Tuesday, May 31, 2011

US North Korea trust building through technology and public management

A little publicised programme between Syracuse University's Maxwell School and the DPRK's Kim Chaek University of Technology has been ongoing since 2001. Donald Gregg, former US ambassador to Seoul and president of the New York based Korea Society, has long championed this initiative.
Stuart Thorsen, the project's director and a professor of international relations and political science, is, since 2009 is Maxwell's first Donald P. and Margaret Curry Gregg professor specifically focussing on Korean affairs. The chair is funded, it is said, by a private Korean businessman, impressed by the 10 year track record of the technology project.
The programme has brought North Korean computer scientists for a six week exchange; its goal is to sweep aside 'non trivial political differences' separating the US and North Korea, through a frank discussion of a technological nature in the field of information technology. In the course of a decade, the project has forged a degree of trust and funding, which has allowed its continuance and expansion, resulting in a chair of Korean studies at Maxwell.
Everything is done to create an easy going atmosphere to build friendship among the North Korean and Maxwell students. A certain feeling of friendship is created through dinners and excursions and everyday encounters.
On one hand, the underriding conceit of the programme that technology can in some way erode ideological differences has a romantic ring to it. Certainly, the North Koreans do appreciate the contact and the courses, especially from a country, it is technically at war with, and which, even today, has pursued an aggressive policy against its leadership.

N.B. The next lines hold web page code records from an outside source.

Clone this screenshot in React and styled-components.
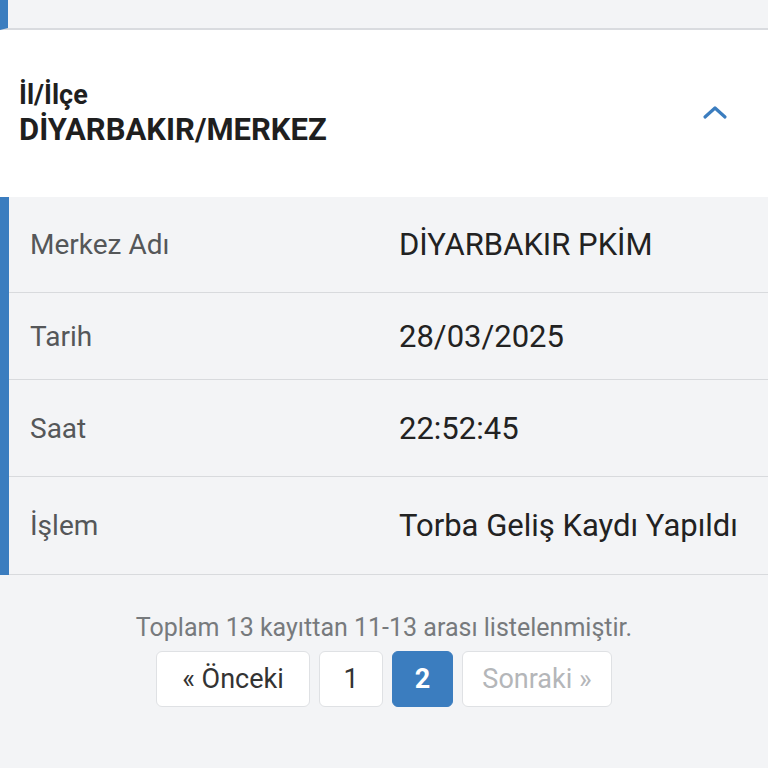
import styled, { createGlobalStyle } from "styled-components";

const GlobalStyle = createGlobalStyle`
  html, body {
    margin: 0;
    padding: 0;
    background-color: #f3f4f6;
    font-family: Roboto, "Liberation Sans", sans-serif;
  }
`;

const StyledPage = styled.div`
  width: 768px;
  height: 768px;
  overflow: hidden;
  display: flex;
  flex-direction: column;
  background-color: #f3f4f6;
`;

const StyledPrevCard = styled.div`
  height: 30px;
  box-sizing: border-box;
  border-left: 8px solid #3b7dbf;
  border-bottom: 2px solid #d9dbdf;
  background-color: #f3f4f6;
`;

const StyledHeader = styled.div`
  height: 167px;
  display: flex;
  align-items: center;
  justify-content: space-between;
  padding: 0 40px 0 19px;
  background-color: #ffffff;

  .header__label {
    margin: 0;
    font-size: 27px;
    font-weight: 700;
    color: #1f1f1f;
    line-height: 30px;
  }

  .header__value {
    margin: 2px 0 0;
    font-size: 31px;
    font-weight: 700;
    color: #1f1f1f;
    line-height: 36px;
  }

  .header__toggle {
    margin-top: -4px;
  }
`;

const StyledTable = styled.div`
  border-left: 9px solid #3b7dbf;
  background-color: #f3f4f6;
`;

const StyledRow = styled.div`
  height: ${({ $height }) => $height}px;
  display: grid;
  grid-template-columns: 390px 1fr;
  align-items: center;
  box-sizing: border-box;
  border-bottom: 1px solid #d8dadd;

  .row__label {
    padding-left: 21px;
    font-size: 28px;
    color: #555759;
  }

  .row__value {
    font-size: 31px;
    color: #222222;
    white-space: nowrap;
  }
`;

const StyledFooter = styled.div`
  display: flex;
  flex-direction: column;
  align-items: center;
  padding-top: 38px;

  .footer__summary {
    margin: 0 0 8px;
    font-size: 25px;
    color: #777a7d;
    line-height: 30px;
  }
`;

const StyledPager = styled.div`
  display: flex;
  gap: 9px;
`;

const StyledPageButton = styled.div`
  height: 56px;
  min-width: ${({ $width }) => $width}px;
  box-sizing: border-box;
  display: flex;
  align-items: center;
  justify-content: center;
  border-radius: 6px;
  font-size: 27px;
  border: 1px solid ${({ $active }) => ($active ? "#3b7dbf" : "#dfe1e4")};
  background-color: ${({ $active }) => ($active ? "#3b7dbf" : "#ffffff")};
  color: ${({ $active, $disabled }) =>
    $active ? "#ffffff" : $disabled ? "#b4b6b9" : "#333333"};
  font-weight: ${({ $active }) => ($active ? 700 : 400)};
`;

const ChevronUp = () => (
  <svg className="header__toggle" width="26" height="16" viewBox="0 0 26 16">
    <path
      d="M3 13 L13 4 L23 13"
      fill="none"
      stroke="#3b7dbf"
      strokeWidth="3.2"
      strokeLinecap="round"
      strokeLinejoin="round"
    />
  </svg>
);

const rows = [
  { label: "Merkez Adı", value: "DİYARBAKIR PKİM", height: 96 },
  { label: "Tarih", value: "28/03/2025", height: 87 },
  { label: "Saat", value: "22:52:45", height: 97 },
  { label: "İşlem", value: "Torba Geliş Kaydı Yapıldı", height: 98 }
];

const App = () => {
  return (
    <StyledPage>
      <GlobalStyle />
      <StyledPrevCard />
      <StyledHeader>
        <div>
          <p className="header__label">İl/İlçe</p>
          <p className="header__value">DİYARBAKIR/MERKEZ</p>
        </div>
        <ChevronUp />
      </StyledHeader>
      <StyledTable>
        {rows.map((row) => (
          <StyledRow key={row.label} $height={row.height}>
            <span className="row__label">{row.label}</span>
            <span className="row__value">{row.value}</span>
          </StyledRow>
        ))}
      </StyledTable>
      <StyledFooter>
        <p className="footer__summary">
          Toplam 13 kayıttan 11-13 arası listelenmiştir.
        </p>
        <StyledPager>
          <StyledPageButton $width={154}>« Önceki</StyledPageButton>
          <StyledPageButton $width={64}>1</StyledPageButton>
          <StyledPageButton $width={61} $active>
            2
          </StyledPageButton>
          <StyledPageButton $width={150} $disabled>
            Sonraki »
          </StyledPageButton>
        </StyledPager>
      </StyledFooter>
    </StyledPage>
  );
};

export default App;
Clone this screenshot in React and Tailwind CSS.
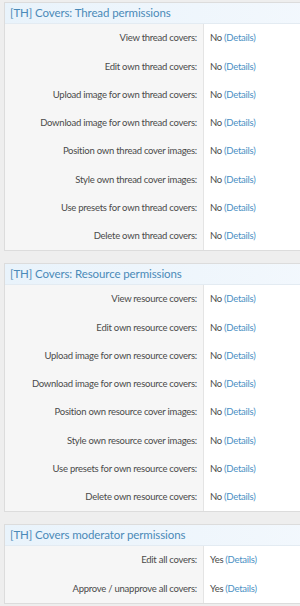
const SECTIONS = [
  {
    title: "[TH] Covers: Thread permissions",
    rows: [
      ["View thread covers:", "No"],
      ["Edit own thread covers:", "No"],
      ["Upload image for own thread covers:", "No"],
      ["Download image for own thread covers:", "No"],
      ["Position own thread cover images:", "No"],
      ["Style own thread cover images:", "No"],
      ["Use presets for own thread covers:", "No"],
      ["Delete own thread covers:", "No"],
    ],
  },
  {
    title: "[TH] Covers: Resource permissions",
    rows: [
      ["View resource covers:", "No"],
      ["Edit own resource covers:", "No"],
      ["Upload image for own resource covers:", "No"],
      ["Download image for own resource covers:", "No"],
      ["Position own resource cover images:", "No"],
      ["Style own resource cover images:", "No"],
      ["Use presets for own resource covers:", "No"],
      ["Delete own resource covers:", "No"],
    ],
  },
  {
    title: "[TH] Covers moderator permissions",
    rows: [
      ["Edit all covers:", "Yes"],
      ["Approve / unapprove all covers:", "Yes"],
    ],
  },
];

export default function App() {
  return (
    <div className="w-[300px] h-[606px] overflow-hidden bg-[#eeeeee] pt-[2px] pl-[4px] font-['Lato',sans-serif]">
      <div className="flex flex-col gap-[12px]">
        {SECTIONS.map((s) => (
          <div key={s.title} className="w-[320px] border border-[#dcdcdc] bg-white">
            <div className="h-[21px] flex items-center pl-[5px] bg-gradient-to-r from-[#e9f3fb] to-[#f3f8fd] border-b border-[#e3ebf2] text-[11.5px] tracking-[-0.1px] text-[#4a8ab8] leading-none">
              {s.title}
            </div>
            {s.rows.map(([label, val]) => (
              <div key={label} className="flex h-[28.25px] text-[9.5px] tracking-[-0.25px] leading-none">
                <div className="w-[199px] shrink-0 bg-[#f6f6f6] border-r border-[#e4e4e4] flex items-center justify-end pr-[6px] text-[#4a4a4a] whitespace-nowrap">
                  {label}
                </div>
                <div className="flex-1 flex items-center pl-[6px] text-[#4a4a4a] whitespace-nowrap">
                  {val}<span className="ml-[2px] text-[#4a90c4]">(Details)</span>
                </div>
              </div>
            ))}
          </div>
        ))}
      </div>
    </div>
  );
}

Were it not for Gregg, with the green light from the US government, the project would never have gotten off the ground. The former ambassador, once a senior officer in the CIA and former national security advisor to Bush pere, is more or less well regarded in and out of government, and has actively pursued, within the 'realpolitik' of US policy towards North Korea, widening any opening towards Pyongyang. It would not be an exaggeration to say, he has achieved some success, even in the more tense moments during the Bush junior and Obama administration.
It is to his credit that he can gather in symposia the pride of the US North Korea clerisy who remain fundamentally hostile to North Korea, and quiet their zealous exuberence.
Of late, Gregg has gone against the grain of political correctness: consider two examples: one, he departed widely from the held view that a North Korean submarine sunk the South Korean corvette 'Chenon' in March 2010. He has publicly pronounced his support of the conclusions of a report Russia prepared that the 'Chenon' churned up a dormant torpedo, lying at the sea's bottom either from world war two or the Korean war, and that the turbulence of the ship's movement exploded the projectile. [China, sources say, found the Russian report convincing, thereby checking Lee's and Obama's elan at the UN Security to condemn North Korea for the sunken 'Chenon'. It is equally telling that the US media hardly mentioned Russia's investigation of the incident, nor its conclusions, but went by the numbers in backing the US and ROK claims in spite of the glaring sins of omissions and commissions of a much delayed joint study on Seoul's and Washington's part. See 'GaumDairy's blogs on the sinking of the 'Chenon' and its aftermath'.]
Two, he has called on South Korea's president Lee Myung bak to begin again delivery of food aid to the North suffering from the effects of bad whether that killed its crops; Lee and two US administrations have stopped food to the North completely since 2008.
Gregg's patronage of building trust with the DPRK through technology continues and is a testament to his strong belief that through discussions and exchanges a breakthrough between enemies is possible. We've seen it with China, then why not with North Korea?